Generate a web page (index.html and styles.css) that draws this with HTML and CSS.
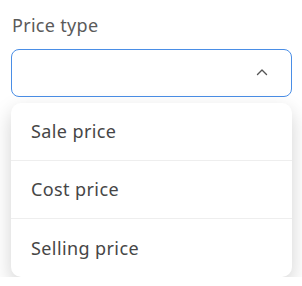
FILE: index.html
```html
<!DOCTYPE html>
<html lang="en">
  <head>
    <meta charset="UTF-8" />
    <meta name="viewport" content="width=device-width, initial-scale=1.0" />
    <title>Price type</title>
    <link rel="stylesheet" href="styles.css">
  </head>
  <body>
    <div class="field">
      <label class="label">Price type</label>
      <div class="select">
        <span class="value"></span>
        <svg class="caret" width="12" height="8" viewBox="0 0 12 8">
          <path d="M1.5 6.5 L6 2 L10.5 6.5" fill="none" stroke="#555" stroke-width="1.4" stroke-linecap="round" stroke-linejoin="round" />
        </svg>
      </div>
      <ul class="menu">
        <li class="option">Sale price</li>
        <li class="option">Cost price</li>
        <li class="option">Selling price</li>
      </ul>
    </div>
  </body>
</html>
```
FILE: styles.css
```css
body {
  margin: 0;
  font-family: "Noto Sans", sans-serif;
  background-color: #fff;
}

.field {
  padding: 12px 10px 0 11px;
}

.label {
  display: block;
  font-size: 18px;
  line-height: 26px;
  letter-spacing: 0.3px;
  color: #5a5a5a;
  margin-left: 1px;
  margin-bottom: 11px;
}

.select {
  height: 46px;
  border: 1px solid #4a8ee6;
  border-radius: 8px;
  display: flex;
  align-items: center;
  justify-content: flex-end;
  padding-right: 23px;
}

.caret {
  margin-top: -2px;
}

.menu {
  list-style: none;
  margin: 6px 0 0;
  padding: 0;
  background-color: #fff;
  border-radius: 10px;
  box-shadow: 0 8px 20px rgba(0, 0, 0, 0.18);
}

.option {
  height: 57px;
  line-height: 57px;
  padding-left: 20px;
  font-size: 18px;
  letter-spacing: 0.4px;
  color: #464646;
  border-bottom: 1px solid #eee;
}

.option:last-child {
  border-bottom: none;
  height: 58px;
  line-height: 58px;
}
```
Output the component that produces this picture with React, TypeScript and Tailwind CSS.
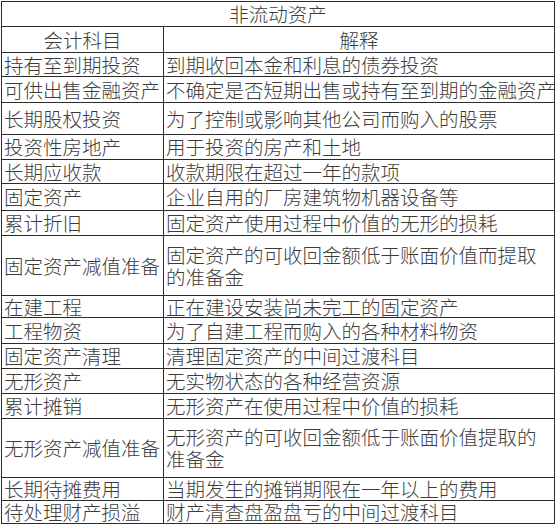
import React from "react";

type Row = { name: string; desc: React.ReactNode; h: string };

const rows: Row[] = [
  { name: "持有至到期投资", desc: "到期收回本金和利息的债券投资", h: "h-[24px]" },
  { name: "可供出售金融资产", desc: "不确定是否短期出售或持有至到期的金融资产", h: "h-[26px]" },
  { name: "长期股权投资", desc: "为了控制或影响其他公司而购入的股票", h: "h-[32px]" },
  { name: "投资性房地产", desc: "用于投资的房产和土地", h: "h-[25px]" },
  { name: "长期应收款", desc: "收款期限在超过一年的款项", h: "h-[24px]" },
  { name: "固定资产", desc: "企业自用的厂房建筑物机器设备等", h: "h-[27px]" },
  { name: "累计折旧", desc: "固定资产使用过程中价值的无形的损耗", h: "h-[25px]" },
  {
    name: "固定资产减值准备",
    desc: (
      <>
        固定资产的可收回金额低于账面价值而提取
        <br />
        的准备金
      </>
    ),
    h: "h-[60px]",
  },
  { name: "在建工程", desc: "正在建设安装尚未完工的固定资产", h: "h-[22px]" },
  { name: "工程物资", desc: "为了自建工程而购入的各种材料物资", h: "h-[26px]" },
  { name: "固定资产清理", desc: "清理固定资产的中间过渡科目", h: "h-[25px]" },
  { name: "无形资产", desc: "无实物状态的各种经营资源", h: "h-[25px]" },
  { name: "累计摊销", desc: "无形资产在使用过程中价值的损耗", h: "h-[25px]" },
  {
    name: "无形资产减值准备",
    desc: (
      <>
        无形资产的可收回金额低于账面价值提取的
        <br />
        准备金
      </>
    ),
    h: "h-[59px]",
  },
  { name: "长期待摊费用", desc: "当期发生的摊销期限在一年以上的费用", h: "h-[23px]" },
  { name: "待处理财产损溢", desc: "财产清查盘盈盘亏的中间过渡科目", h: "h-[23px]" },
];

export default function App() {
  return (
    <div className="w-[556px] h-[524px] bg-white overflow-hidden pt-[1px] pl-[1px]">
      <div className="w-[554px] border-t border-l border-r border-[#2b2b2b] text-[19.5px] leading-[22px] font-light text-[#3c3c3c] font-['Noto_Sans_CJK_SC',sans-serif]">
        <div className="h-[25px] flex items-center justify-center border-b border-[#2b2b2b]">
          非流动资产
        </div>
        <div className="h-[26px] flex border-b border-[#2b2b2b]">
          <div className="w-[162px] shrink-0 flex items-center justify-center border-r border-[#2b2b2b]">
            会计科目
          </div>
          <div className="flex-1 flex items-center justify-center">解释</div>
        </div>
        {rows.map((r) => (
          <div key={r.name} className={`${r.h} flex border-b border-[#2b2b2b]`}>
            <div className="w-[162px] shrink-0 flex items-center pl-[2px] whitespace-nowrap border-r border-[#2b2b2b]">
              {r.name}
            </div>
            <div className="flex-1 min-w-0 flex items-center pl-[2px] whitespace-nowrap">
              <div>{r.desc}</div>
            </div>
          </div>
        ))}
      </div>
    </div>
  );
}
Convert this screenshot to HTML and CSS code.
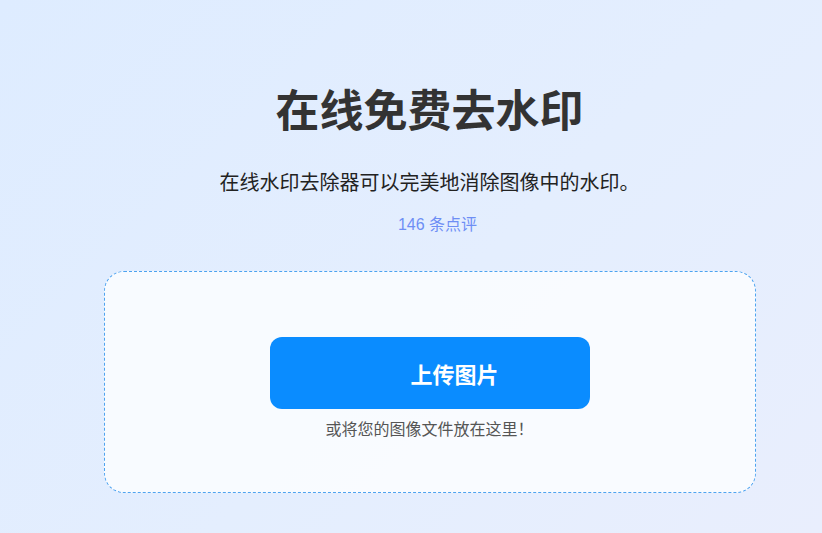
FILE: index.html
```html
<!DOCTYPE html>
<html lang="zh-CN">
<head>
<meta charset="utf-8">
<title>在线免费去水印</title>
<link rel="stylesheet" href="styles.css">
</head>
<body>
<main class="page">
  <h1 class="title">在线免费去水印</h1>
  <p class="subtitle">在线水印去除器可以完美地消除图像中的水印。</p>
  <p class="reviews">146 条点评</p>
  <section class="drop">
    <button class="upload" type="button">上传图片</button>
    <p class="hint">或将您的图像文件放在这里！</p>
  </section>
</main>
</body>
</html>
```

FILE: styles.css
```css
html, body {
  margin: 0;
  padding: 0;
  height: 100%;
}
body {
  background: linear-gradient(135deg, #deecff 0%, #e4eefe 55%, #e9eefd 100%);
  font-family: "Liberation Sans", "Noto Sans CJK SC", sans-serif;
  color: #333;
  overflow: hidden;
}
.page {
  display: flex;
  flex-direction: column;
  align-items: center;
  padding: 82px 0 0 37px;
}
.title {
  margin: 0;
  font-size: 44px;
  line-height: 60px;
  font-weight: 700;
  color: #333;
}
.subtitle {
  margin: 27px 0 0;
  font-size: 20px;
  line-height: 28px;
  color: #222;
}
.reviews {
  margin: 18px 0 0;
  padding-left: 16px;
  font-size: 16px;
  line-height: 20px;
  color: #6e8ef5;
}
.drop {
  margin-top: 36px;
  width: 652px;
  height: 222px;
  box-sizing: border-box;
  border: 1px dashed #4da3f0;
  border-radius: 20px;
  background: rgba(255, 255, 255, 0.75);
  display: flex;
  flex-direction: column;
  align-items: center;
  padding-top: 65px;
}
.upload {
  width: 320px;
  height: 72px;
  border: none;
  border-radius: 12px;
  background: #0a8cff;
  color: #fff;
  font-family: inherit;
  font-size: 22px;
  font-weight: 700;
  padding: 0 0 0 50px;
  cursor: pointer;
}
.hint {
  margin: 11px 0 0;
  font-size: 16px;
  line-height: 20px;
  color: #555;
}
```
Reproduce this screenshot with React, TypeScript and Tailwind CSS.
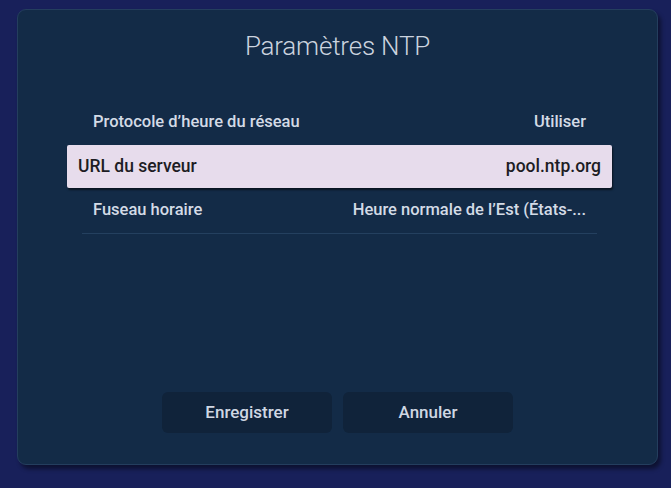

+++

What you should do
Every entry above is to be set down exactly; the pictures are to be left out.

The completed task
Generate a web page (index.html and styles.css) that draws this with HTML and CSS.
FILE: index.html
```html
<!DOCTYPE html>
<html lang="en">
  <head>
    <meta charset="UTF-8" />
    <meta name="viewport" content="width=device-width, initial-scale=1.0" />
    <title>Price type</title>
    <link rel="stylesheet" href="styles.css">
  </head>
  <body>
    <div class="field">
      <label class="label">Price type</label>
      <div class="select">
        <span class="value"></span>
        <svg class="caret" width="12" height="8" viewBox="0 0 12 8">
          <path d="M1.5 6.5 L6 2 L10.5 6.5" fill="none" stroke="#555" stroke-width="1.4" stroke-linecap="round" stroke-linejoin="round" />
        </svg>
      </div>
      <ul class="menu">
        <li class="option">Sale price</li>
        <li class="option">Cost price</li>
        <li class="option">Selling price</li>
      </ul>
    </div>
  </body>
</html>
```
FILE: styles.css
```css
body {
  margin: 0;
  font-family: "Noto Sans", sans-serif;
  background-color: #fff;
}

.field {
  padding: 12px 10px 0 11px;
}

.label {
  display: block;
  font-size: 18px;
  line-height: 26px;
  letter-spacing: 0.3px;
  color: #5a5a5a;
  margin-left: 1px;
  margin-bottom: 11px;
}

.select {
  height: 46px;
  border: 1px solid #4a8ee6;
  border-radius: 8px;
  display: flex;
  align-items: center;
  justify-content: flex-end;
  padding-right: 23px;
}

.caret {
  margin-top: -2px;
}

.menu {
  list-style: none;
  margin: 6px 0 0;
  padding: 0;
  background-color: #fff;
  border-radius: 10px;
  box-shadow: 0 8px 20px rgba(0, 0, 0, 0.18);
}

.option {
  height: 57px;
  line-height: 57px;
  padding-left: 20px;
  font-size: 18px;
  letter-spacing: 0.4px;
  color: #464646;
  border-bottom: 1px solid #eee;
}

.option:last-child {
  border-bottom: none;
  height: 58px;
  line-height: 58px;
}
```
Output the component that produces this picture with React, TypeScript and Tailwind CSS.
import React from "react";

type Row = { name: string; desc: React.ReactNode; h: string };

const rows: Row[] = [
  { name: "持有至到期投资", desc: "到期收回本金和利息的债券投资", h: "h-[24px]" },
  { name: "可供出售金融资产", desc: "不确定是否短期出售或持有至到期的金融资产", h: "h-[26px]" },
  { name: "长期股权投资", desc: "为了控制或影响其他公司而购入的股票", h: "h-[32px]" },
  { name: "投资性房地产", desc: "用于投资的房产和土地", h: "h-[25px]" },
  { name: "长期应收款", desc: "收款期限在超过一年的款项", h: "h-[24px]" },
  { name: "固定资产", desc: "企业自用的厂房建筑物机器设备等", h: "h-[27px]" },
  { name: "累计折旧", desc: "固定资产使用过程中价值的无形的损耗", h: "h-[25px]" },
  {
    name: "固定资产减值准备",
    desc: (
      <>
        固定资产的可收回金额低于账面价值而提取
        <br />
        的准备金
      </>
    ),
    h: "h-[60px]",
  },
  { name: "在建工程", desc: "正在建设安装尚未完工的固定资产", h: "h-[22px]" },
  { name: "工程物资", desc: "为了自建工程而购入的各种材料物资", h: "h-[26px]" },
  { name: "固定资产清理", desc: "清理固定资产的中间过渡科目", h: "h-[25px]" },
  { name: "无形资产", desc: "无实物状态的各种经营资源", h: "h-[25px]" },
  { name: "累计摊销", desc: "无形资产在使用过程中价值的损耗", h: "h-[25px]" },
  {
    name: "无形资产减值准备",
    desc: (
      <>
        无形资产的可收回金额低于账面价值提取的
        <br />
        准备金
      </>
    ),
    h: "h-[59px]",
  },
  { name: "长期待摊费用", desc: "当期发生的摊销期限在一年以上的费用", h: "h-[23px]" },
  { name: "待处理财产损溢", desc: "财产清查盘盈盘亏的中间过渡科目", h: "h-[23px]" },
];

export default function App() {
  return (
    <div className="w-[556px] h-[524px] bg-white overflow-hidden pt-[1px] pl-[1px]">
      <div className="w-[554px] border-t border-l border-r border-[#2b2b2b] text-[19.5px] leading-[22px] font-light text-[#3c3c3c] font-['Noto_Sans_CJK_SC',sans-serif]">
        <div className="h-[25px] flex items-center justify-center border-b border-[#2b2b2b]">
          非流动资产
        </div>
        <div className="h-[26px] flex border-b border-[#2b2b2b]">
          <div className="w-[162px] shrink-0 flex items-center justify-center border-r border-[#2b2b2b]">
            会计科目
          </div>
          <div className="flex-1 flex items-center justify-center">解释</div>
        </div>
        {rows.map((r) => (
          <div key={r.name} className={`${r.h} flex border-b border-[#2b2b2b]`}>
            <div className="w-[162px] shrink-0 flex items-center pl-[2px] whitespace-nowrap border-r border-[#2b2b2b]">
              {r.name}
            </div>
            <div className="flex-1 min-w-0 flex items-center pl-[2px] whitespace-nowrap">
              <div>{r.desc}</div>
            </div>
          </div>
        ))}
      </div>
    </div>
  );
}
Convert this screenshot to HTML and CSS code.
FILE: index.html
```html
<!DOCTYPE html>
<html lang="zh-CN">
<head>
<meta charset="utf-8">
<title>在线免费去水印</title>
<link rel="stylesheet" href="styles.css">
</head>
<body>
<main class="page">
  <h1 class="title">在线免费去水印</h1>
  <p class="subtitle">在线水印去除器可以完美地消除图像中的水印。</p>
  <p class="reviews">146 条点评</p>
  <section class="drop">
    <button class="upload" type="button">上传图片</button>
    <p class="hint">或将您的图像文件放在这里！</p>
  </section>
</main>
</body>
</html>
```

FILE: styles.css
```css
html, body {
  margin: 0;
  padding: 0;
  height: 100%;
}
body {
  background: linear-gradient(135deg, #deecff 0%, #e4eefe 55%, #e9eefd 100%);
  font-family: "Liberation Sans", "Noto Sans CJK SC", sans-serif;
  color: #333;
  overflow: hidden;
}
.page {
  display: flex;
  flex-direction: column;
  align-items: center;
  padding: 82px 0 0 37px;
}
.title {
  margin: 0;
  font-size: 44px;
  line-height: 60px;
  font-weight: 700;
  color: #333;
}
.subtitle {
  margin: 27px 0 0;
  font-size: 20px;
  line-height: 28px;
  color: #222;
}
.reviews {
  margin: 18px 0 0;
  padding-left: 16px;
  font-size: 16px;
  line-height: 20px;
  color: #6e8ef5;
}
.drop {
  margin-top: 36px;
  width: 652px;
  height: 222px;
  box-sizing: border-box;
  border: 1px dashed #4da3f0;
  border-radius: 20px;
  background: rgba(255, 255, 255, 0.75);
  display: flex;
  flex-direction: column;
  align-items: center;
  padding-top: 65px;
}
.upload {
  width: 320px;
  height: 72px;
  border: none;
  border-radius: 12px;
  background: #0a8cff;
  color: #fff;
  font-family: inherit;
  font-size: 22px;
  font-weight: 700;
  padding: 0 0 0 50px;
  cursor: pointer;
}
.hint {
  margin: 11px 0 0;
  font-size: 16px;
  line-height: 20px;
  color: #555;
}
```
Reproduce this screenshot with React, TypeScript and Tailwind CSS.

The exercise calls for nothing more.